Today, ethanol production is the dominant source for by-product CO2 as the quality of the raw gas is high and the path to a high purity end product is short. In North America, the ethanol business is the most important source for CO2 but several new sources — such as ammonia, hydrogen, and ethylene oxide sources — are emerging, and every CO2 plant process has to be designed to the specific purpose. In this article, we examine those design considerations.

Customized CO2 Technology
Union Engineering, which is focused on CO2 only and has several patents on CO2 technology, sees a rapidly changing market place from a plant design perspective. Michael Mortensen, CSO of Union Engineering, explains, “We increasingly meet with clients with new raw CO2 sources derived from differing syngas production processes, many of them related to biomass or other environmentally friendly processes. Because these customers are extracting and purifying CO2 to food grade level from syngas that is being produced from various sources, the impurities that need to be removed differ and the processes designed to remove them have to be customized for each project.”
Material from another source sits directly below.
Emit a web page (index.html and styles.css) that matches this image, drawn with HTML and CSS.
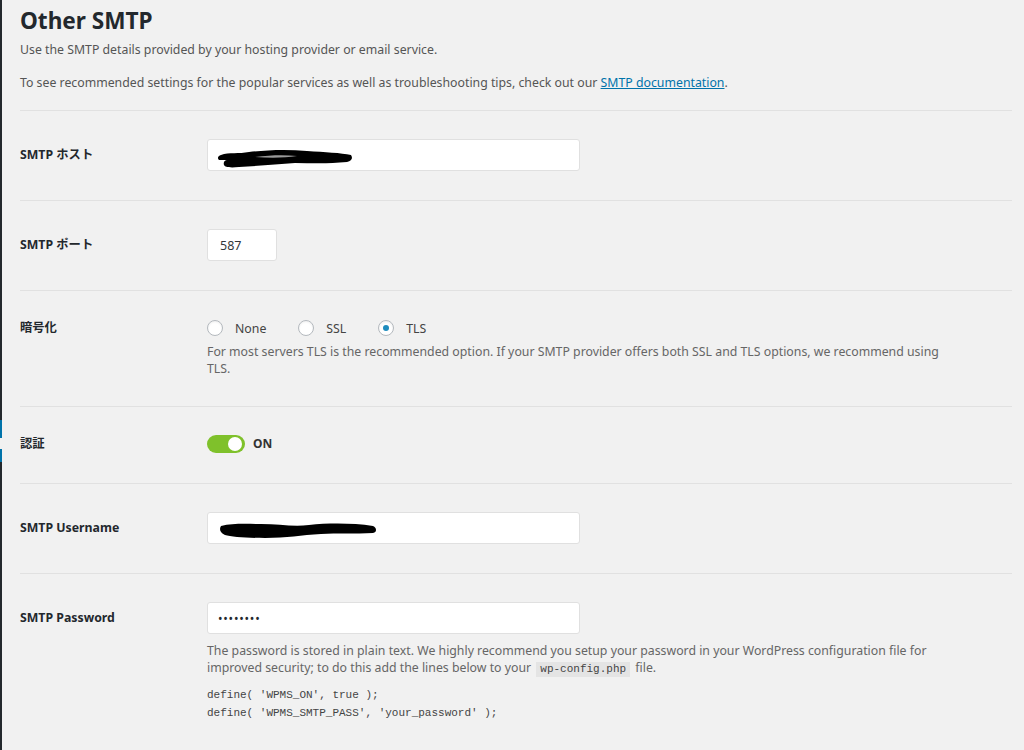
FILE: index.html
```html
<!DOCTYPE html>
<html lang="ja">
<head>
    <meta charset="UTF-8">
    <title>Other SMTP</title>
    <link rel="stylesheet" href="styles.css">
</head>
<body>
    <div class="admin-strip">
        <div class="strip-current"></div>
    </div>

    <div class="wrap">
        <h2 class="section-title">Other SMTP</h2>
        <p class="section-desc">Use the SMTP details provided by your hosting provider or email service.</p>
        <p class="section-desc section-desc-last">To see recommended settings for the popular services as well as troubleshooting tips, check out our <a href="#">SMTP documentation</a>.</p>

        <div class="setting-row">
            <label class="setting-label" for="smtpHost">SMTP ホスト</label>
            <div class="setting-field">
                <div class="input-wrap">
                    <input type="text" id="smtpHost" class="text-input">
                    <svg class="redact" width="140" height="24" viewBox="0 0 140 24">
                        <path d="M6 9 C14 6 24 8 34 6 C50 4 72 3 92 5 C110 6 126 7 136 9 C138 12 137 15 132 16 C112 18 96 17 80 17 C62 18 44 20 24 21 C14 22 10 21 9 19 C8 16 10 14 12 14 L4 14 C2 12 3 10 6 9 Z" fill="#000"/>
                        <path d="M40 11 C56 9 70 9 82 10 C70 12 54 12 40 11 Z" fill="#fff" opacity="0.6"/>
                    </svg>
                </div>
            </div>
        </div>

        <div class="setting-row">
            <label class="setting-label" for="smtpPort">SMTP ポート</label>
            <div class="setting-field">
                <input type="text" id="smtpPort" class="text-input text-input-small" value="587">
            </div>
        </div>

        <div class="setting-row">
            <span class="setting-label setting-label-short">暗号化</span>
            <div class="setting-field">
                <div class="radio-group">
                    <label class="radio-item"><input type="radio" name="enc"> None</label>
                    <label class="radio-item"><input type="radio" name="enc"> SSL</label>
                    <label class="radio-item"><input type="radio" name="enc" checked> TLS</label>
                </div>
                <p class="field-desc field-desc-tight">For most servers TLS is the recommended option. If your SMTP provider offers both SSL and TLS options, we recommend using TLS.</p>
            </div>
        </div>

        <div class="setting-row">
            <span class="setting-label setting-label-short">認証</span>
            <div class="setting-field">
                <div class="toggle">
                    <span class="toggle-track"><span class="toggle-knob"></span></span>
                    <span class="toggle-text">ON</span>
                </div>
            </div>
        </div>

        <div class="setting-row">
            <label class="setting-label" for="smtpUser">SMTP Username</label>
            <div class="setting-field">
                <div class="input-wrap">
                    <input type="text" id="smtpUser" class="text-input">
                    <svg class="redact redact-user" width="162" height="22" viewBox="0 0 162 22">
                        <path d="M4 7 C16 4 30 5 44 5 C62 5 76 8 92 6 C112 4 136 4 156 7 C160 9 160 13 156 14 C138 15 120 14 104 15 C84 16 70 19 48 19 C30 19 14 18 8 16 C3 14 2 10 4 7 Z" fill="#000"/>
                    </svg>
                </div>
            </div>
        </div>

        <div class="setting-row">
            <label class="setting-label" for="smtpPass">SMTP Password</label>
            <div class="setting-field">
                <input type="password" id="smtpPass" class="text-input password-input" value="abcdefgh">
                <p class="field-desc">The password is stored in plain text. We highly recommend you setup your password in your WordPress configuration file for improved security; to do this add the lines below to your <code>wp-config.php</code> file.</p>
                <pre class="code-sample">define( 'WPMS_ON', true );
define( 'WPMS_SMTP_PASS', 'your_password' );</pre>
            </div>
        </div>
    </div>
</body>
</html>
```

FILE: styles.css
```css
* {
    box-sizing: border-box;
}

body {
    margin: 0;
    background: #f1f1f1;
    color: #444;
    font-family: "Noto Sans", "Noto Sans CJK JP", sans-serif;
    font-size: 12.3px;
    display: flex;
    min-height: 750px;
}

.admin-strip {
    width: 2px;
    flex-shrink: 0;
    background: #23282d;
}

.strip-current {
    position: relative;
    margin-top: 420px;
    height: 42px;
    background: #0073aa;
}

.strip-current::after {
    content: "";
    position: absolute;
    left: 0;
    top: 18px;
    width: 2px;
    height: 11px;
    background: #f1f1f1;
}

.wrap {
    flex: 1;
    padding: 0 12px 0 18px;
}

.section-title {
    margin: 0;
    padding-top: 8px;
    font-size: 22.6px;
    line-height: 26px;
    font-weight: 700;
    color: #23282d;
}

.section-desc {
    margin: 7px 0 0;
    line-height: 18px;
    color: #555;
}

.section-desc + .section-desc {
    margin-top: 15px;
}

.section-desc-last {
    padding-bottom: 18px;
    border-bottom: 1px solid #e1e1e1;
}

.section-desc a {
    color: #0073aa;
}

.setting-row {
    display: grid;
    grid-template-columns: 187px 1fr;
    padding: 28px 0 29px;
    border-bottom: 1px solid #e1e1e1;
}

.setting-label {
    font-weight: 700;
    color: #23282d;
    line-height: 32px;
}

.setting-label-short {
    line-height: 18px;
}

.input-wrap {
    position: relative;
    width: 373px;
}

.text-input {
    display: block;
    width: 373px;
    height: 32px;
    padding: 0 12px;
    margin: 0;
    border: 1px solid #e0e0e0;
    border-radius: 3px;
    background: #fff;
    color: #32373c;
    font-family: "Noto Sans", sans-serif;
    font-size: 12.5px;
    outline: none;
}

.text-input-small {
    width: 70px;
}

.password-input {
    padding-left: 10px;
    font-size: 12px;
    letter-spacing: 0.8px;
    color: #23282d;
}

.redact {
    position: absolute;
    left: 8px;
    top: 7px;
}

.redact-user {
    left: 10px;
    top: 7px;
}

.radio-group {
    display: flex;
    gap: 32px;
    height: 18px;
    align-items: center;
}

.radio-item {
    display: flex;
    align-items: center;
    gap: 12px;
    color: #444;
}

.radio-item input {
    appearance: none;
    margin: 0;
    width: 16px;
    height: 16px;
    border: 1px solid #b4b9be;
    border-radius: 50%;
    background: #fff;
    box-shadow: inset 0 1px 2px rgba(0, 0, 0, 0.07);
    display: flex;
    align-items: center;
    justify-content: center;
}

.radio-item input:checked::before {
    content: "";
    width: 6px;
    height: 6px;
    border-radius: 50%;
    background: #1e8cbe;
}

.field-desc {
    margin: 8px 0 0;
    max-width: 740px;
    line-height: 17px;
    color: #666;
}

.field-desc-tight {
    margin-top: 6px;
}

.field-desc code {
    display: inline-block;
    font-family: "Liberation Mono", monospace;
    font-size: 11px;
    line-height: 15px;
    background: #e4e4e4;
    padding: 0 4px;
    margin: 0 2px;
    color: #444;
}

.code-sample {
    margin: 9px 0 0;
    font-family: "Liberation Mono", monospace;
    font-size: 11px;
    line-height: 18px;
    color: #444;
}

.toggle {
    display: flex;
    align-items: flex-start;
    gap: 8px;
    height: 19px;
}

.toggle-track {
    display: flex;
    justify-content: flex-end;
    align-items: center;
    width: 38px;
    height: 18px;
    padding: 0 3px;
    border-radius: 9px;
    background: #7fc12b;
}

.toggle-knob {
    width: 14px;
    height: 14px;
    border-radius: 50%;
    background: #fff;
}

.toggle-text {
    font-size: 12px;
    line-height: 18px;
    font-weight: 700;
    color: #333;
}
```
Raw or crude CO2 falls into three categories of purity — high, medium, or low. High purity has a CO2 concentration of 85– 99 percent and is sourced from ethanol production, a fermentation process, and ammonia and ethylene production. Within this group, technologies like CO2, which efficiently removes components with a relatively high boiling point like aromatics, oxygenates, and various sulfur components, can be used and this eliminates the use of any process water.
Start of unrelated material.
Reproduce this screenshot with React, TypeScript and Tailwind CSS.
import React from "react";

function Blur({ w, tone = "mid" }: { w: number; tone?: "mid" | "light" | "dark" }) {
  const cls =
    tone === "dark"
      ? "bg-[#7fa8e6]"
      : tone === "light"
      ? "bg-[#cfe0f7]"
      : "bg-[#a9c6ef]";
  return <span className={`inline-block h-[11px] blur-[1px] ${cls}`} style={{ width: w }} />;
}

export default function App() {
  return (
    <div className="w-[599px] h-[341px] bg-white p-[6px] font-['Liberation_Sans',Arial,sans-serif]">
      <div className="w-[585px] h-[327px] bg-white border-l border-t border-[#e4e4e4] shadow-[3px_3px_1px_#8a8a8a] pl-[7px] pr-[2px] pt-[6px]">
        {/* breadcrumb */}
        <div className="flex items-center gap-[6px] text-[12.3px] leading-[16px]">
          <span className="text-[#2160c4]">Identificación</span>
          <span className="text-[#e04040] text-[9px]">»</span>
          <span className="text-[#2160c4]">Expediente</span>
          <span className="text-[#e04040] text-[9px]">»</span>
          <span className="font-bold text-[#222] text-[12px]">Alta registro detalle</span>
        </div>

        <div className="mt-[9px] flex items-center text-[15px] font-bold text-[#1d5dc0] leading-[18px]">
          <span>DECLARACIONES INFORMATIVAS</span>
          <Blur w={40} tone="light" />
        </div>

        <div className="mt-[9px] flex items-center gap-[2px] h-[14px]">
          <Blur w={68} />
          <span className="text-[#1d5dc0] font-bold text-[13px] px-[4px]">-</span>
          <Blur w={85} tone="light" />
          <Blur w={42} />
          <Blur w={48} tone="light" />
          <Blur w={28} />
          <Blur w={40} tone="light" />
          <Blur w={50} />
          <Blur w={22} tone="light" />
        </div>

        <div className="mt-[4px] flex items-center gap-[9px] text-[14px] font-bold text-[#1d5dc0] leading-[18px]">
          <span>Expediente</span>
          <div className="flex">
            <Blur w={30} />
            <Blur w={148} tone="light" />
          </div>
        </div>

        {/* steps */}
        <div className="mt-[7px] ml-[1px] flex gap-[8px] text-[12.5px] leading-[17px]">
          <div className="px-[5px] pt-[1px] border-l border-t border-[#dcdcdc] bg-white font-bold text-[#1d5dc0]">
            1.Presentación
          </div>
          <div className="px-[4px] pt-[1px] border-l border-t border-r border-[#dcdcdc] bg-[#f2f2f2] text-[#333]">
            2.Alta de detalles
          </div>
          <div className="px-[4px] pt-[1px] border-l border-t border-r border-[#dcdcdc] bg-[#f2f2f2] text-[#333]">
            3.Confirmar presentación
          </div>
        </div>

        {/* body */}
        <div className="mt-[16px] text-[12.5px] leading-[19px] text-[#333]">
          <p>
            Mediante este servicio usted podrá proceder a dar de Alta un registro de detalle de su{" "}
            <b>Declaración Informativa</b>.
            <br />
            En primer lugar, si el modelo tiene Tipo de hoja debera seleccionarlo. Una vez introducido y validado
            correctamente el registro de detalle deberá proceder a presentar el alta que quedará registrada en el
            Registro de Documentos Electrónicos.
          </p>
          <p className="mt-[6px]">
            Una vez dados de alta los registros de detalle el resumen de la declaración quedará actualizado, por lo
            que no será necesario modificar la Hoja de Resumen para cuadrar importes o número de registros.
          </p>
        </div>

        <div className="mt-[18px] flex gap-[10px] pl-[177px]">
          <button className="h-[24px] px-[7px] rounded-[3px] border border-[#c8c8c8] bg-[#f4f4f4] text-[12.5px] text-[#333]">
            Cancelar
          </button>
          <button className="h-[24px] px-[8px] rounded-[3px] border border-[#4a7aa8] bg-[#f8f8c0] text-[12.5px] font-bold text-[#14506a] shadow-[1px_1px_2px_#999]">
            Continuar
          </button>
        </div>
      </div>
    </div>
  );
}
Medium purity CO2 raw gas is derived from Hydrogen Manufacturing Units (HMU). The tail gas from a PSA (pressure swing adsorption unit) typically contains CO2 in the range of 45–55 percent. Union’s patented FlashCO2 technology turns the tail gas to high purity liquid CO2, and further improves the overall HMU capacity by up to 10 percent. FlashCO2 has proved extremely energy efficient and eliminates steam consumption. Low purity CO2 raw gas is sourced from combustion of fossil fuel, lime, or cement kilns and requires an upgrading unit to make it feasible for use in a CO2 liquefaction unit.

Low purity raw gas has a CO2 concentration less than 10–12 percent. By utilizing Union’s absorption and stripping technologies you can turn a low purity raw gas to a 99%+ high quality CO2 gas, ready for purification and liquefaction

Total Cost of Ownership and Reduced Carbon Footprint
“Along with the more customized technologies the market demands for CO2 purification, Union understands that the total cost of ownership is an essential consideration for our customers,” according to Mortensen. “The market requires high quality plants that save on utility consumption and thereby reduce a company’s carbon footprint. This is in line with our strategy and focus, and this is partly the explanation of our still increasing success in the CO2 technology business.”

Union Engineering is headquartered in Denmark, and has further production, sales, and service facilities in the US, Brazil, China, Singapore, Dubai, and the Netherlands.

In the spring of 2013 Union acquired the US-based Wittemann Company adding another 130 years of experience to the group. Commercially the company operates within Beverage, Industrial Gases, Desalination, and Oil & Gas industries and has a global Customer Service organization.